Prague, 5 December 2003 (RFE/RL) -- At least 40 people were killed and dozens injured today when a blast ripped through a passenger train in Russia's southern Stavropol Krai, not far from the breakaway republic of Chechnya.
Russian authorities say the explosion was caused by a bomb and that a criminal investigation for terrorism and premeditated murder has been opened.
Nikolai Patrushev, the director of the Federal Security Services (FSB), today reported personally to President Vladimir Putin about the investigation. He said preliminary findings show the bombing was carried out by a group of at least four attackers.
"We can already state that this group was made of three women. Two women were in the carriage and jumped off the train just before the explosion. Another woman was obviously charged with directing the blast. She is among the victims and will probably not survive. There was also a man whose identity we have not been able to determine yet. We've found remains of his body [in the wreckage] and discovered hand grenades attached to his legs. This one was probably the suicide bomber," Patrushev said.

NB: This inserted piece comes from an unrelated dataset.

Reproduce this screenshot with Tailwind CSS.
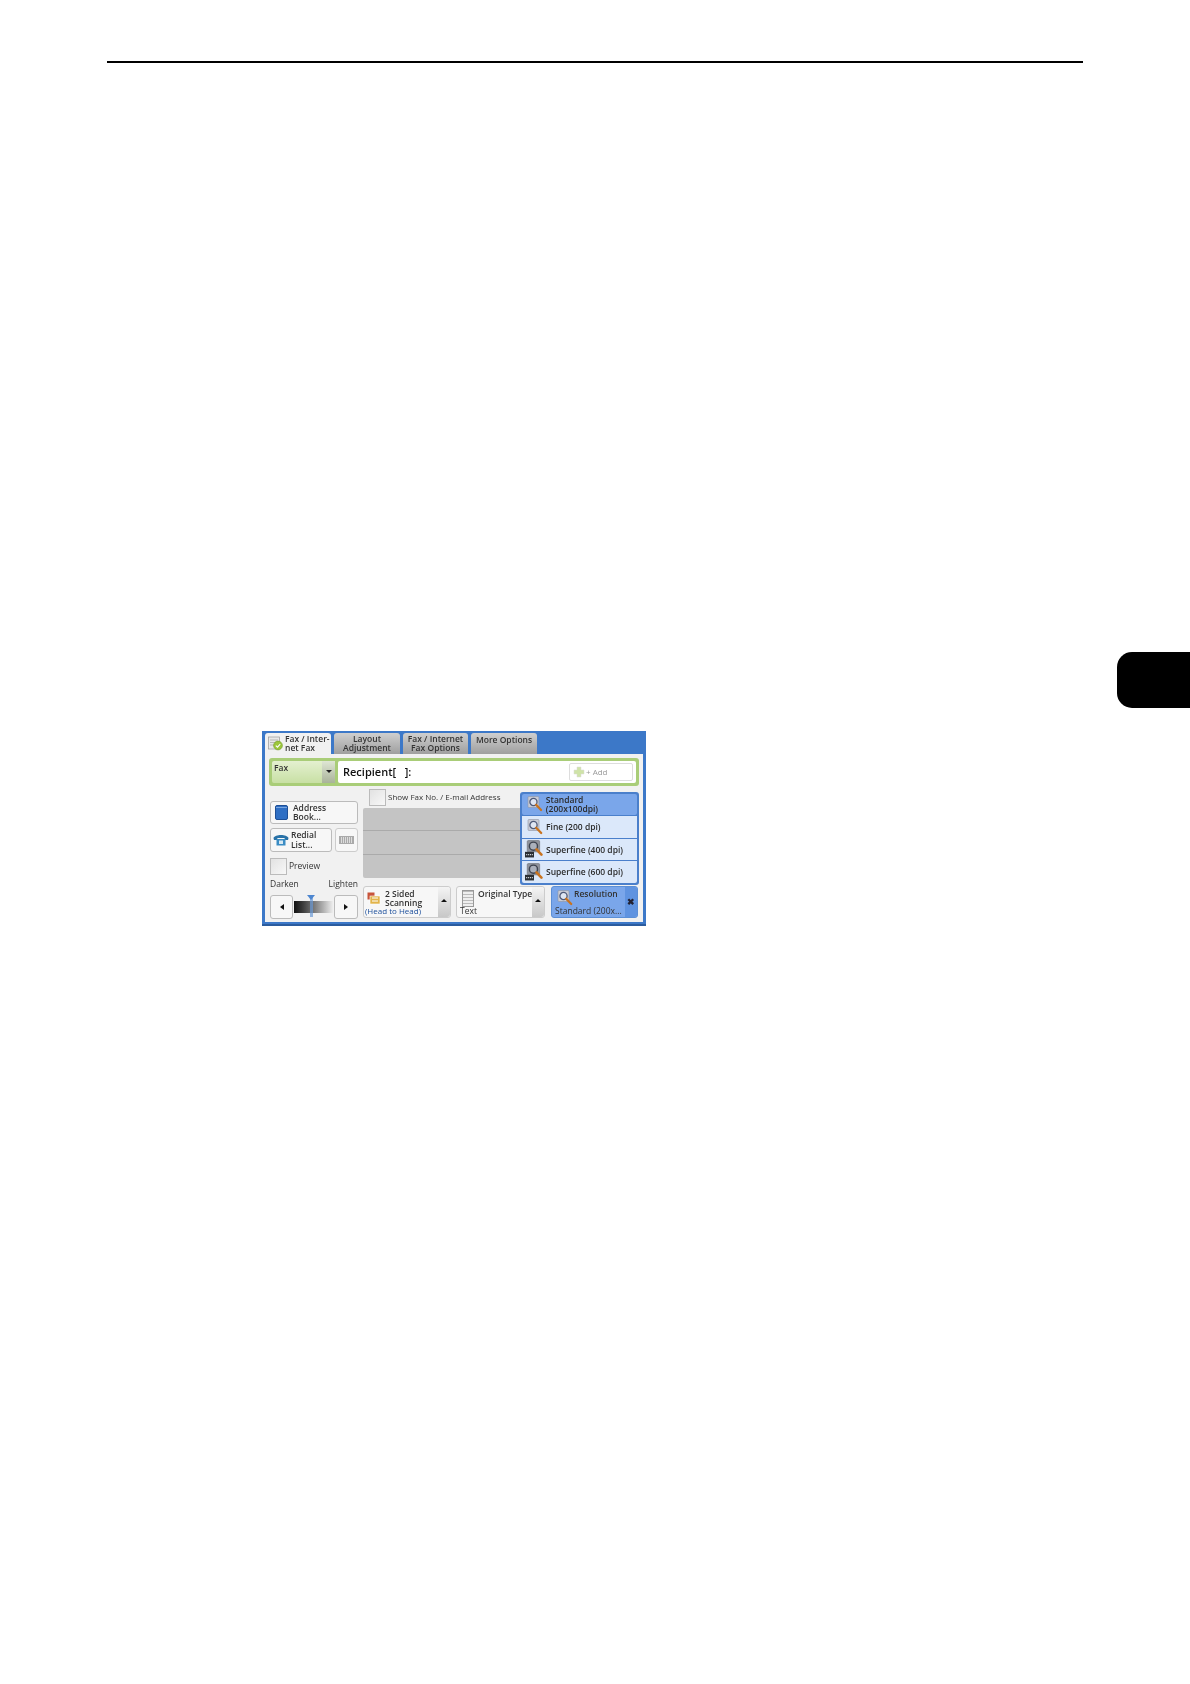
<!DOCTYPE html>
<html lang="en">
<head>
  <meta charset="UTF-8" />
  <title>Fax / Internet Fax</title>
  <script src="https://cdn.jsdelivr.net/npm/@tailwindcss/browser@4"></script>
</head>
<body class="bg-white h-[1684px] relative overflow-hidden font-['Open_Sans',sans-serif]">
  <svg class="hidden">
    <symbol id="lens" viewBox="0 0 16 16">
      <rect x="1" y="0.5" width="11" height="11" rx="1" fill="#c9ccd6" stroke="#8d93a3" stroke-width="0.6" />
      <circle cx="6.5" cy="6" r="3.6" fill="#dfe6f2" stroke="#4f5a78" stroke-width="1.3" />
      <path d="M9.2 8.8 L14.2 14" stroke="#c9731f" stroke-width="2.3" stroke-linecap="round" />
    </symbol>
    <symbol id="lensDark" viewBox="0 0 16 16">
      <rect x="2" y="0.5" width="11" height="10" rx="1" fill="#8f939c" stroke="#6d717a" stroke-width="0.6" />
      <circle cx="7.5" cy="5.5" r="3.6" fill="#aab0bb" stroke="#3e4450" stroke-width="1.3" />
      <path d="M10.2 8.3 L14.6 13" stroke="#c9731f" stroke-width="2.3" stroke-linecap="round" />
      <rect x="0" y="10.5" width="8" height="5" fill="#2b2f33" />
      <path d="M1 13h6" stroke="#cfd2d6" stroke-width="1" stroke-dasharray="1 .7" />
    </symbol>
  </svg>

  <div class="mt-[61px] mx-[107px] h-[1.5px] bg-black"></div>

  <!-- chapter tab -->
  <div class="absolute left-[1117px] top-[652px] w-[73px] h-[56px] bg-black rounded-l-[15px]"></div>

  <div class="mt-[668px] ml-[262px] w-[384px] h-[195px] bg-[#3c78c8] border-b-2 border-[#2b5c9e] pt-[2px] px-[3px] blur-[0.35px] text-[#333] leading-[9.5px]">
    <!-- tabs -->
    <div class="flex h-[21px] gap-[3px] text-[8.5px] font-semibold">
      <div class="w-[66px] bg-[#f1f1f1] rounded-t-[3px] flex items-center gap-[2px] pl-[3px]">
        <svg class="w-[15px] h-[15px] shrink-0" viewBox="0 0 15 15">
          <rect x="0.5" y="1" width="11" height="12" fill="#e8e8e8" stroke="#999" stroke-width="0.7" />
          <path d="M2 4h8M2 6.5h6M2 9h5" stroke="#aaa" stroke-width="0.8" />
          <circle cx="10" cy="9.5" r="4.4" fill="#9cc63b" stroke="#6f9a22" stroke-width="0.6" />
          <path d="M7.8 9.6l1.7 1.6 2.7-3" fill="none" stroke="#fff" stroke-width="1.1" />
        </svg>
        <div>Fax / Inter-<br />net Fax</div>
      </div>
      <div class="w-[66px] bg-gradient-to-b from-[#cfcfcf] to-[#9f9f9f] rounded-t-[3px] flex items-center justify-center text-center">Layout<br />Adjustment</div>
      <div class="w-[65px] bg-gradient-to-b from-[#cfcfcf] to-[#9f9f9f] rounded-t-[3px] flex items-center justify-center text-center">Fax / Internet<br />Fax Options</div>
      <div class="w-[66px] bg-gradient-to-b from-[#cfcfcf] to-[#9f9f9f] rounded-t-[3px] text-center pt-[2px]">More Options</div>
    </div>

    <!-- body -->
    <div class="relative w-[378px] h-[168px] bg-[#f1f1f1] pt-[4px]">
      <div class="mx-[4px] h-[28px] bg-[#a9cd78] rounded-[3px] p-[3px] flex">
        <div class="w-[50px] bg-gradient-to-b from-[#e4f0d0] to-[#c8e0a4] rounded-l-[2px] pl-[2px] pt-[2px] text-[8.5px] font-semibold">Fax</div>
        <div class="w-[13px] bg-gradient-to-b from-[#dfe6d4] to-[#a9b39a] flex items-center justify-center">
          <div class="w-0 h-0 border-x-[3px] border-x-transparent border-t-[3px] border-t-[#222]"></div>
        </div>
        <div class="ml-[3px] flex-1 bg-white rounded-[2px] flex items-center justify-between pl-[5px] pr-[3px]">
          <span class="text-[11px] font-semibold text-[#111]">Recipient[&nbsp;&nbsp;&nbsp;]:</span>
          <div class="w-[64px] h-[18px] border border-[#ddd] rounded-[2px] flex items-center pl-[3px] gap-[1px] text-[8px] text-[#999]">
            <svg class="w-[12px] h-[12px]" viewBox="0 0 12 12"><path d="M4 1h4v3h3v4H8v3H4V8H1V4h3z" fill="#cfe3a8" stroke="#dbdbdb" stroke-width="0.5" /></svg>
            + Add
          </div>
        </div>
      </div>

      <div class="flex">
        <!-- left column -->
        <div class="w-[88px] ml-[5px] pt-[15px] flex flex-col shrink-0 text-[8.5px] font-semibold">
          <div class="h-[23px] border border-[#bbb] rounded-[3px] bg-[#f7f7f7] flex items-center pl-[4px] gap-[5px]">
            <svg class="w-[13px] h-[15px] shrink-0" viewBox="0 0 13 15"><rect x="0.5" y="0.5" width="12" height="14" rx="1.5" fill="#2f6fc4" stroke="#1e4f96" /><path d="M1 2.5h11" stroke="#7ba6e0" /></svg>
            <div>Address<br />Book...</div>
          </div>
          <div class="mt-[4px] flex gap-[3px] h-[24px]">
            <div class="w-[62px] border border-[#bbb] rounded-[3px] bg-[#f7f7f7] flex items-center pl-[2px] gap-[2px]">
              <svg class="w-[16px] h-[13px] shrink-0" viewBox="0 0 16 13"><path d="M0.5 5C2 1 14 1 15.5 5l-.5 2h-3l-.5-2h-7L4 7H1z" fill="#2a73a8" /><rect x="3.5" y="6" width="9" height="6.5" fill="#3a8cc4" /><rect x="6" y="7.5" width="4" height="3.5" fill="#d7e8f2" /></svg>
              <div>Redial<br />List...</div>
            </div>
            <div class="w-[23px] border border-[#ccc] rounded-[3px] bg-[#f7f7f7] flex items-center justify-center">
              <div class="w-[15px] h-[8px] bg-[repeating-linear-gradient(90deg,#aaa_0,#aaa_1px,#ddd_1px,#ddd_2px)] border border-[#aaa]"></div>
            </div>
          </div>
          <div class="mt-[6px] h-[17px] flex items-center gap-[2px] font-normal">
            <div class="w-[17px] h-[17px] border border-[#bbb] bg-gradient-to-br from-[#e2e2e2] to-[#f8f8f8]"></div>
            <span>Preview</span>
          </div>
          <div class="mt-[4px] h-[15px] flex justify-between font-normal"><span>Darken</span><span>Lighten</span></div>
          <div class="mt-[1px] flex h-[24px] items-stretch">
            <div class="w-[23px] border border-[#bbb] rounded-[3px] bg-[#f7f7f7] flex items-center justify-center">
              <div class="w-0 h-0 border-y-[3px] border-y-transparent border-r-[4px] border-r-[#111]"></div>
            </div>
            <div class="flex-1 relative flex items-center pl-[1px]">
              <div class="w-[39px] h-[12px] bg-gradient-to-r from-[#111] via-[#777] to-[#eee]"></div>
              <div class="absolute left-[17px] top-[2px] w-[3px] h-[20px] bg-[#6b9ad6]/70"></div>
              <div class="absolute left-[14px] top-[0px] w-0 h-0 border-x-[4px] border-x-transparent border-t-[5px] border-t-[#4d86d0]"></div>
            </div>
            <div class="w-[24px] border border-[#bbb] rounded-[3px] bg-[#f7f7f7] flex items-center justify-center">
              <div class="w-0 h-0 border-y-[3px] border-y-transparent border-l-[4px] border-l-[#111]"></div>
            </div>
          </div>
        </div>

        <!-- middle column -->
        <div class="ml-[5px] w-[276px]">
          <div class="mt-[3px] ml-[6px] h-[17px] flex items-center gap-[2px] text-[8px]">
            <div class="w-[17px] h-[17px] border border-[#bbb] bg-gradient-to-br from-[#e2e2e2] to-[#f8f8f8]"></div>
            <span>Show Fax No. / E-mail Address</span>
          </div>
          <div class="mt-[2px] w-[170px] h-[70px] bg-[#c4c4c4] rounded-[2px] flex flex-col gap-px">
            <div class="flex-1 border-b border-[#aaa]"></div>
            <div class="flex-1 border-b border-[#aaa]"></div>
            <div class="flex-1"></div>
          </div>
          <div class="mt-[8px] flex h-[32px] text-[8.5px] font-semibold">
            <div class="relative w-[88px] border border-[#ccc] rounded-[3px] bg-[#f7f7f7] flex">
              <div class="flex-1 relative">
                <svg class="absolute left-[3px] top-[5px] w-[14px] h-[13px]" viewBox="0 0 14 13"><rect x="0.5" y="0.5" width="7" height="7" fill="#c8543a" /><rect x="3" y="4" width="10" height="8" fill="#e2b44a" stroke="#fff" stroke-width="0.6" /><path d="M5 6h6M5 9h6" stroke="#fff" /></svg>
                <div class="absolute left-[21px] top-[2px]">2 Sided<br />Scanning</div>
                <div class="absolute left-[1px] bottom-[1px] text-[#1c4f9c] font-normal text-[8px] whitespace-nowrap">(Head to Head)</div>
              </div>
              <div class="w-[12px] bg-gradient-to-b from-[#f4f4f4] to-[#c8c8c8] rounded-r-[3px] flex justify-center pt-[12px]">
                <div class="w-0 h-0 border-x-[3px] border-x-transparent border-b-[3px] border-b-[#111]"></div>
              </div>
            </div>
            <div class="relative ml-[5px] w-[89px] border border-[#ccc] rounded-[3px] bg-[#f7f7f7] flex">
              <div class="flex-1 relative">
                <div class="absolute left-[5px] top-[3px] w-[12px] h-[17px] border border-[#999] bg-[repeating-linear-gradient(180deg,#bbb_0,#bbb_1px,#eee_1px,#eee_3px)]"></div>
                <div class="absolute left-[21px] top-[2px] whitespace-nowrap">Original Type</div>
                <div class="absolute left-[3px] bottom-[1px] font-normal">Text</div>
              </div>
              <div class="w-[12px] bg-gradient-to-b from-[#f4f4f4] to-[#c8c8c8] rounded-r-[3px] flex justify-center pt-[12px]">
                <div class="w-0 h-0 border-x-[3px] border-x-transparent border-b-[3px] border-b-[#111]"></div>
              </div>
            </div>
            <div class="relative ml-[6px] w-[87px] border border-[#5b8fd6] rounded-[3px] bg-[#7aa6ea] flex">
              <div class="flex-1 relative">
                <svg class="absolute left-[5px] top-[3px] w-[16px] h-[16px]"><use href="#lens" /></svg>
                <div class="absolute left-[22px] top-[2px]">Resolution</div>
                <div class="absolute left-[3px] bottom-[1px] font-normal whitespace-nowrap">Standard (200x...</div>
              </div>
              <div class="w-[12px] bg-[#5f93e0] rounded-r-[3px] flex items-center justify-center text-[9px] font-bold text-[#223]">✖</div>
            </div>
          </div>
        </div>
      </div>

      <!-- resolution popup -->
      <div class="absolute left-[255px] top-[38px] w-[119px] h-[93px] bg-[#4a7fcb] rounded-[3px] p-[2px] flex flex-col gap-[1px] text-[8.5px] font-semibold text-[#2b2b2b]">
        <div class="flex-1 bg-[#7aa6ea] rounded-[2px] flex items-center pl-[5px] gap-[3px]">
          <svg class="w-[16px] h-[16px]"><use href="#lens" /></svg>
          <span>Standard (200x100dpi)</span>
        </div>
        <div class="flex-1 bg-[#dbe8fa] flex items-center pl-[5px] gap-[3px]">
          <svg class="w-[16px] h-[16px]"><use href="#lens" /></svg>
          <span>Fine (200 dpi)</span>
        </div>
        <div class="flex-1 bg-[#dbe8fa] flex items-center pl-[3px] gap-[3px]">
          <svg class="w-[18px] h-[18px]"><use href="#lensDark" /></svg>
          <span>Superfine (400 dpi)</span>
        </div>
        <div class="flex-1 bg-[#dbe8fa] rounded-b-[2px] flex items-center pl-[3px] gap-[3px]">
          <svg class="w-[18px] h-[18px]"><use href="#lensDark" /></svg>
          <span>Superfine (600 dpi)</span>
        </div>
      </div>
    </div>
  </div>
</body>
</html>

Russia's state television quotes security officials as saying the perpetrators of the attack might have boarded the train somewhere between the cities of Kislovodsk and Yessentuki.
Deputy Prosecutor-General Sergei Fridinskii, who was urgently dispatched to the scene, suggested that Chechen guerrillas are behind the attack. "What we have seen and what we have discovered at the site of the incident testifies to a similarity with other terrorist attacks," he said. "Among other things, remnants of explosives we have found indicate the blast could have been triggered by a 'sehit' [a Muslim martyr]."
In a statement released after the explosion, the Foreign Ministry of the separatist government of Chechnya declined any responsibility for the blast and reiterated its condemnation of terrorist attacks against civilians.
The explosion occurred shortly before 8 a.m. while the crammed Kislovodsk-Mineralne Vody commuter train was approaching the town of Yessentuki. The train's second carriage was sliced in two, and a fire broke out in the wreckage.
Most of the victims were killed on the spot. Four people died of their wounds in regional hospitals. Rescuers and investigators were still trying to identify bodies by mid-afternoon. One eyewitness interviewed by RFE/RL's North Caucasus Service said at that hour of the day, the train was usually carrying many college students. "Among passengers were mainly youth, students who were going to school early in the morning," the witness said.
General Viktor Kazantsev, the presidential envoy to the Southern Federal district, arrived in Yessentuki shortly after the attack with a joint investigation team of the Interior Ministry and the FSB.
Russian news agencies say security measures have been beefed up in Mineralne Vody and other regional spas.
This is the second attack on the Kislovodsk-Mineralne Vody line in recent weeks. In early September, twin blasts tore through a train near Pyatigorsk, killing four passengers and injuring 40 others.
Stavropol Krai lies north of Chechnya, where independence fighters have been battling Russian troops since 1994. A string of bombings blamed on radical Chechen guerrillas has struck the Northern Caucasus region in the past few months -- contradicting Putin's claims that the situation in the restive republic is returning to normal. The Yessentuki blast took place just two days before Russia's parliamentary elections, which are expected to increase Putin's power base.
Yurii Volkov, who runs the campaign staff of the pro-Putin Unified Russia party, told the ITAR-TASS news agency the attack was aimed at disrupting the 7 December election in the Northern Caucasus region. Putin today made a similar statement. "The crime that was committed today is without doubt an attempt at destabilizing the situation in the country on the eve of the parliamentary elections," Putin siad.
In a separate development, Russian security forces today claimed they prevented another bomb attack in Ingushetia, a southern Russian republic neighboring Chechnya.
Russian state television today quotes Interior Ministry and FSB officials as saying two cars filled with explosives and weapons were found overnight in the town of Karabulak. Two women and two men were arrested in connection with the discovery.